Input:
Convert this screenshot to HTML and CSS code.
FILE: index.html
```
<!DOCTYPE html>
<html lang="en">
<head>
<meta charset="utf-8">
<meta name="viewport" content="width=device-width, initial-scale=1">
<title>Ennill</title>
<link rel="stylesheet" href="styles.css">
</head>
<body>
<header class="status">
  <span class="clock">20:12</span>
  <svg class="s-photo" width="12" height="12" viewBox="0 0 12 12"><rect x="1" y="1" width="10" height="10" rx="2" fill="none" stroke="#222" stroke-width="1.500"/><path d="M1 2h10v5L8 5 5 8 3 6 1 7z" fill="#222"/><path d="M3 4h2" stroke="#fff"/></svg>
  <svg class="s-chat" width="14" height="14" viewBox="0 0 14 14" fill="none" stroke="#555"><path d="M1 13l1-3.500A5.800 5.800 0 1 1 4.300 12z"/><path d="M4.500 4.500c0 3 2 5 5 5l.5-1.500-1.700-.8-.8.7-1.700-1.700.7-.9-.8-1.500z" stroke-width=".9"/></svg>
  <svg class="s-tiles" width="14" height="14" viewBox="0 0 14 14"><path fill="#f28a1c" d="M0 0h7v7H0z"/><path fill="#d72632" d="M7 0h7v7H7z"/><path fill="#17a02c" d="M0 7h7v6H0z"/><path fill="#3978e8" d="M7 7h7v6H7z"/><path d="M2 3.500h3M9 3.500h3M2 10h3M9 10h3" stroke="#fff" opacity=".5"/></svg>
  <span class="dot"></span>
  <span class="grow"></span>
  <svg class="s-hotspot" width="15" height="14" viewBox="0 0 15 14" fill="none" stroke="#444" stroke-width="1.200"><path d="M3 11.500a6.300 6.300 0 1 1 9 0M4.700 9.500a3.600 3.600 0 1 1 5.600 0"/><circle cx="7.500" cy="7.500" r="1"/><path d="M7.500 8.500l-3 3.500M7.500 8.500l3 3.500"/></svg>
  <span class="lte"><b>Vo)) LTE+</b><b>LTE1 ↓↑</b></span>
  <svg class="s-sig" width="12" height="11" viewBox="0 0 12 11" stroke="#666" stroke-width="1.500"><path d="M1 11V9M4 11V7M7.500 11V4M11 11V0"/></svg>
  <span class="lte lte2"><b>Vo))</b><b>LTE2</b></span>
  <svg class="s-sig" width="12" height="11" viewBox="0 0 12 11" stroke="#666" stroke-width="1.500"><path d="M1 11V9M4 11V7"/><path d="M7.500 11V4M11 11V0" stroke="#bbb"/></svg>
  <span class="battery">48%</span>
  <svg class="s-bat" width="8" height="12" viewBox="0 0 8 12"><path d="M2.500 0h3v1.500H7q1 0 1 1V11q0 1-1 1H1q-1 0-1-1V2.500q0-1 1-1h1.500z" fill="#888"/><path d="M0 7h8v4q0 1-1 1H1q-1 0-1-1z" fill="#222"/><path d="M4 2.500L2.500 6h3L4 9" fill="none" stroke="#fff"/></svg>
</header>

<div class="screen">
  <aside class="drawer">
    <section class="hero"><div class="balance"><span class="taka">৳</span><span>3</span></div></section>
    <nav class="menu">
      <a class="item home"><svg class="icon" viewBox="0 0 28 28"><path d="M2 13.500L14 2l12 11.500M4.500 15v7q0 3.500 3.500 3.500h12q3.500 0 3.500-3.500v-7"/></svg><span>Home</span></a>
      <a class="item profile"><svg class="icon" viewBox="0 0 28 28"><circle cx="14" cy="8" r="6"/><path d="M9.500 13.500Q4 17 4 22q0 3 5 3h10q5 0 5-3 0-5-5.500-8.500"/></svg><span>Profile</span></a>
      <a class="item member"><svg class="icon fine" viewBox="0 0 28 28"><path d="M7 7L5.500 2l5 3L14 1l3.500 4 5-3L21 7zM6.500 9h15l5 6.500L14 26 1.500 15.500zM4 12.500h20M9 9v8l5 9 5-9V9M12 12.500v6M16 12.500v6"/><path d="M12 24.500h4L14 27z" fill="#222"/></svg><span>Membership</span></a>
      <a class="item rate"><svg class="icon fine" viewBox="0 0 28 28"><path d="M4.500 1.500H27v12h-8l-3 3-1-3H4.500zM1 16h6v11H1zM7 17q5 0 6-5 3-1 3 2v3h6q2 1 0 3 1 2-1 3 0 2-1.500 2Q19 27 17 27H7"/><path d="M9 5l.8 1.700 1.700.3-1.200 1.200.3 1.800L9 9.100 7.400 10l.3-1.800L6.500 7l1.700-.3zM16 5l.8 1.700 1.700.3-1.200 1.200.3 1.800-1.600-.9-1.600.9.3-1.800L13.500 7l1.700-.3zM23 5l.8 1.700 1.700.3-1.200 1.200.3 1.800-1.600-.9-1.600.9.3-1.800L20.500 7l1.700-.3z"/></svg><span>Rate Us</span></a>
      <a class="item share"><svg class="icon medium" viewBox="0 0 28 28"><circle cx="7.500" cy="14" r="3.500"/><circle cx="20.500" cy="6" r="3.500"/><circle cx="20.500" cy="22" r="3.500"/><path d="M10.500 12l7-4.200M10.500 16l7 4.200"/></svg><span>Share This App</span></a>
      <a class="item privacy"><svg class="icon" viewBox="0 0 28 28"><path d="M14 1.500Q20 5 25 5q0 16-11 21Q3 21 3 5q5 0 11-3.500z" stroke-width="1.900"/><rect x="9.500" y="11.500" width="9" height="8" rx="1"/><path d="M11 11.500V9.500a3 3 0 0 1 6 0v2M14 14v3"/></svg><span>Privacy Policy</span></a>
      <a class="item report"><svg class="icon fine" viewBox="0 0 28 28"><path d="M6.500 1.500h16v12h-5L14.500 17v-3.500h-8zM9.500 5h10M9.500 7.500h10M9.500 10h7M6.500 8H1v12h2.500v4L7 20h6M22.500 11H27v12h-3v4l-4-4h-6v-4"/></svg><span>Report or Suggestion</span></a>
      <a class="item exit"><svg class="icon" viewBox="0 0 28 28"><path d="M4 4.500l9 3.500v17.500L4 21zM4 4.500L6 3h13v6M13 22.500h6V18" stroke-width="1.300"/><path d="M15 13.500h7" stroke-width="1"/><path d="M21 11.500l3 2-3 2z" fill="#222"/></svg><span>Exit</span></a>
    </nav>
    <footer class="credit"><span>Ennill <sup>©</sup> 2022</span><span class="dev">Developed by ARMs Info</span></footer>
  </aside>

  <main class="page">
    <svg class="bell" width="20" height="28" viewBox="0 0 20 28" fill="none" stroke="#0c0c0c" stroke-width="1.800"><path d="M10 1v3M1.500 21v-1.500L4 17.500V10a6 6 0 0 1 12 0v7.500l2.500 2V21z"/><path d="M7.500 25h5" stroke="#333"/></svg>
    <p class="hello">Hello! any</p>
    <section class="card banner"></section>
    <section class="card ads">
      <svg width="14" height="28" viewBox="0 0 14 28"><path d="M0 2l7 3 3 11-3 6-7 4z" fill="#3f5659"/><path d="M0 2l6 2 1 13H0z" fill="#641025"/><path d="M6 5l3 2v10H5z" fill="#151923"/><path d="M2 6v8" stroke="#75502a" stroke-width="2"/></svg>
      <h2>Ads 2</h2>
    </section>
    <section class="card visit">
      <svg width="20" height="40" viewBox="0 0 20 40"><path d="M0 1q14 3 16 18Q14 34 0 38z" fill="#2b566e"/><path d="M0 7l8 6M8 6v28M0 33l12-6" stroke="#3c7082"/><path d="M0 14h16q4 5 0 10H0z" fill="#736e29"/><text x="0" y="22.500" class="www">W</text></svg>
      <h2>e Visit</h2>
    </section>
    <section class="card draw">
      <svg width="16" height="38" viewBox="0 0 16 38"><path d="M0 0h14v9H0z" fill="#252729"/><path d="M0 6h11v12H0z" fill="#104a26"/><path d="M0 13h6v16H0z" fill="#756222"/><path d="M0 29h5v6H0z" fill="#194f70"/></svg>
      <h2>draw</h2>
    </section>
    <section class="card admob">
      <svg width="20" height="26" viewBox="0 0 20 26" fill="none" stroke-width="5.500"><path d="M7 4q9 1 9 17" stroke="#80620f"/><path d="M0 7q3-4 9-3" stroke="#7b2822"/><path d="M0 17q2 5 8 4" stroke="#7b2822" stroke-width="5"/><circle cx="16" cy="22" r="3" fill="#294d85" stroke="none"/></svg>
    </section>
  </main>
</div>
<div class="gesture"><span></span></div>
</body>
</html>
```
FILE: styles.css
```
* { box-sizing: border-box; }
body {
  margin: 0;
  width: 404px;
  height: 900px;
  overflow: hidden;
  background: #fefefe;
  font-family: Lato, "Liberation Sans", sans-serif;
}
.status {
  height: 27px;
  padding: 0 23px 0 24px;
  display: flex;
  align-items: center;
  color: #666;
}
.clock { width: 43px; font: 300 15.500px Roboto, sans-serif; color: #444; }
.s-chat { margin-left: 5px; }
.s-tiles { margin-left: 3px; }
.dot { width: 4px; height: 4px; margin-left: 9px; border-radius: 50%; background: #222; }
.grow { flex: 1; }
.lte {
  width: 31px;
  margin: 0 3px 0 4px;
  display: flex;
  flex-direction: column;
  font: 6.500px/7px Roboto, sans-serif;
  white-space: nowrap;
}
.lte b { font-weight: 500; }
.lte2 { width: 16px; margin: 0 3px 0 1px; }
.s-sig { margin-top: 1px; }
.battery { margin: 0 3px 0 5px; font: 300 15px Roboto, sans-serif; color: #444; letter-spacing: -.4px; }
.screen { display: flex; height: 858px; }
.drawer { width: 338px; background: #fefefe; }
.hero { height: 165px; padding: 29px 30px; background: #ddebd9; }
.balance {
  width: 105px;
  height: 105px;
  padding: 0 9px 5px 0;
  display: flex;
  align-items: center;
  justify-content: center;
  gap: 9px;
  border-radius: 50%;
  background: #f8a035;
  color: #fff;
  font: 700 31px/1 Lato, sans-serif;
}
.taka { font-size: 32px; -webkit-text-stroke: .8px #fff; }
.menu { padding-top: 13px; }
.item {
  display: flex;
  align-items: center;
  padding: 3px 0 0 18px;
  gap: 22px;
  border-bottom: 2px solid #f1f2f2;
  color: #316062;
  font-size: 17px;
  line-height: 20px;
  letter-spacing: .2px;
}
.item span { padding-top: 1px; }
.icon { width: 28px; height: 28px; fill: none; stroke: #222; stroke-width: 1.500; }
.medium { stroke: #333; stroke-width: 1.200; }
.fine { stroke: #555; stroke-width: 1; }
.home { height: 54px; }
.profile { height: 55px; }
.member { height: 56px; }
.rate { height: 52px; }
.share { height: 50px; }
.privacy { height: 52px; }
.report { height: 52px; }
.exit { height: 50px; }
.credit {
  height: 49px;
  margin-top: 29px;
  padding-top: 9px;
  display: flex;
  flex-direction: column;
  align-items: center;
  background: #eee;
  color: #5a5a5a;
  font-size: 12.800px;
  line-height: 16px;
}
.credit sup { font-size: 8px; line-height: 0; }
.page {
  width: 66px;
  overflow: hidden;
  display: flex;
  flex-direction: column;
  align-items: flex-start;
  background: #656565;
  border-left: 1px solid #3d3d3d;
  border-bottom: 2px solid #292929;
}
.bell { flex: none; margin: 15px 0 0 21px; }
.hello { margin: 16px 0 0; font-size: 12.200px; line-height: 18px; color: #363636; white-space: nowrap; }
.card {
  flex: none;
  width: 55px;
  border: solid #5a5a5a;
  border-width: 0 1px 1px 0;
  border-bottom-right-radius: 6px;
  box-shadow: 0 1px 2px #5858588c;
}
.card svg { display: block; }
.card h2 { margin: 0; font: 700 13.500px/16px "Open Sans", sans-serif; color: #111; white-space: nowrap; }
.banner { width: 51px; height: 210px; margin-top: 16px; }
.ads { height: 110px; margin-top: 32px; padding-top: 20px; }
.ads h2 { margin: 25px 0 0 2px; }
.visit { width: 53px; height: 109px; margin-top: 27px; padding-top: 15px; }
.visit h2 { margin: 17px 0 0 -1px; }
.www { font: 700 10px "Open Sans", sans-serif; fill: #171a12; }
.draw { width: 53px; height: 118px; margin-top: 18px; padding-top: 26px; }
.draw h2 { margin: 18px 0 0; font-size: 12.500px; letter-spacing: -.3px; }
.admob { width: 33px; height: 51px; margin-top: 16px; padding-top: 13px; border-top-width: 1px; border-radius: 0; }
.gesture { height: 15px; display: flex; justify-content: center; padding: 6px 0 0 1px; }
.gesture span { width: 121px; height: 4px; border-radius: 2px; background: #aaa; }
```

---

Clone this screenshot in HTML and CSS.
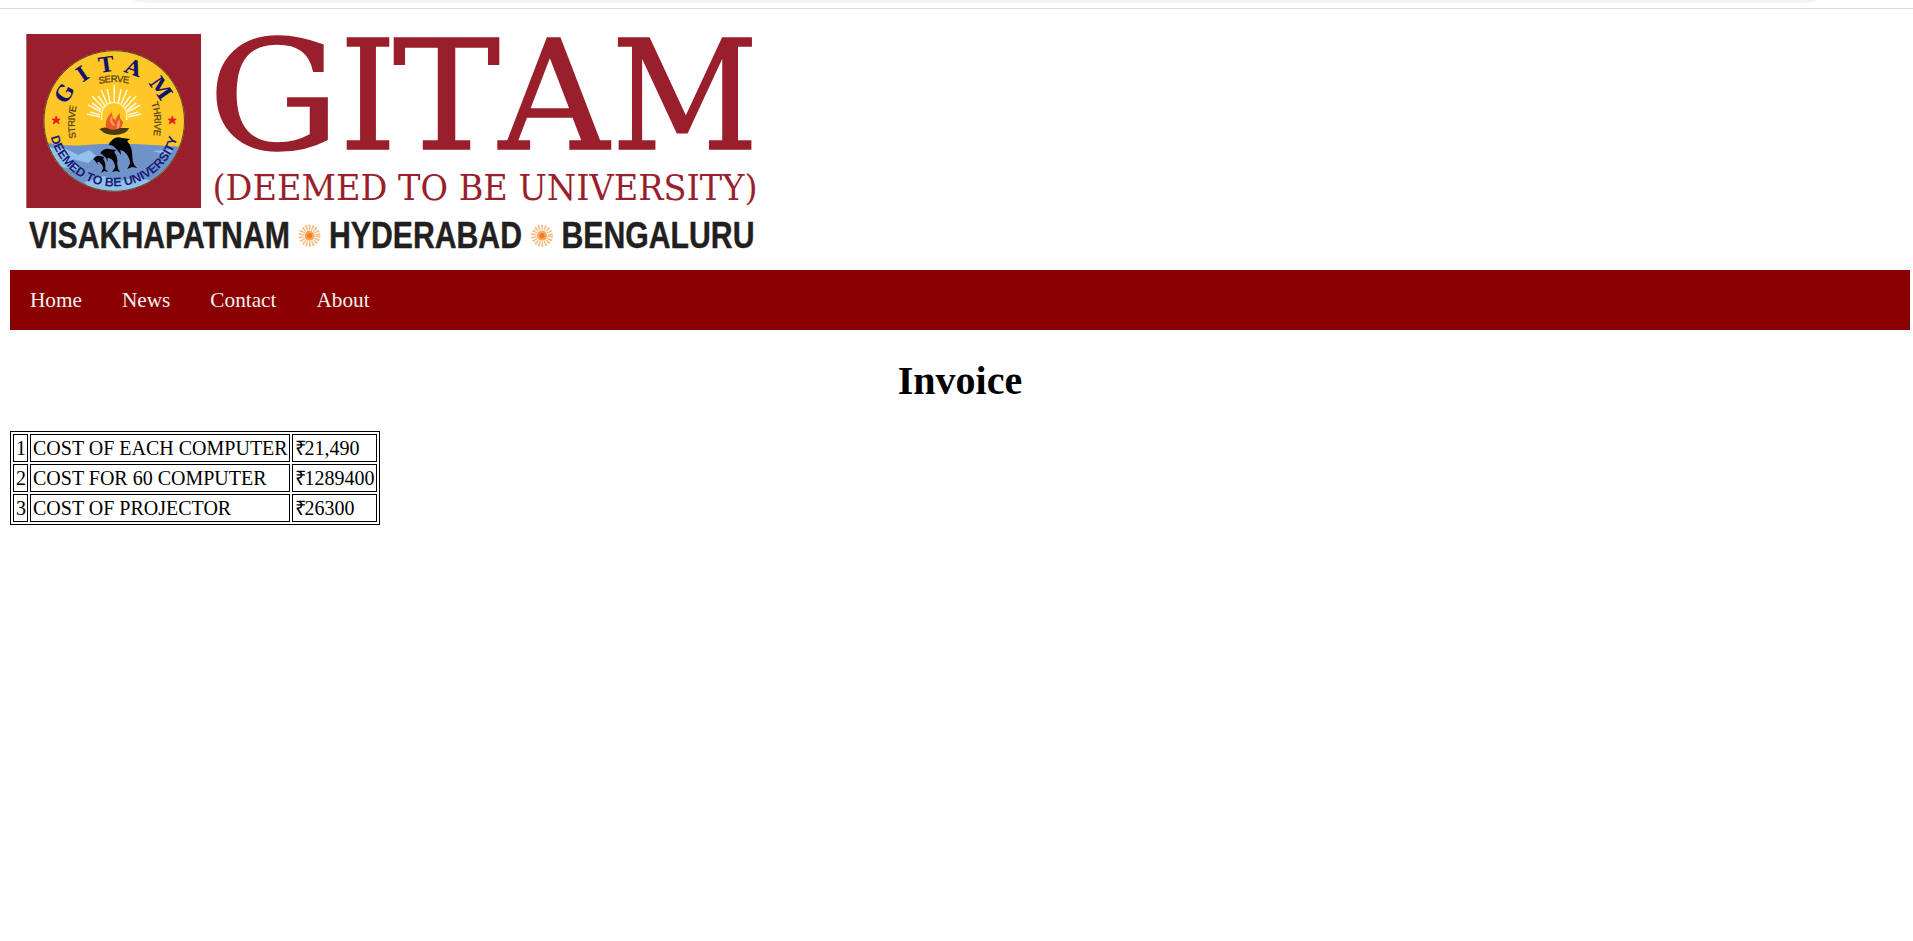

Request:
Copy out all lines from the material above that contain the string "screenshot".

Full output:
Convert this screenshot to HTML and CSS code.
Clone this screenshot in HTML and CSS.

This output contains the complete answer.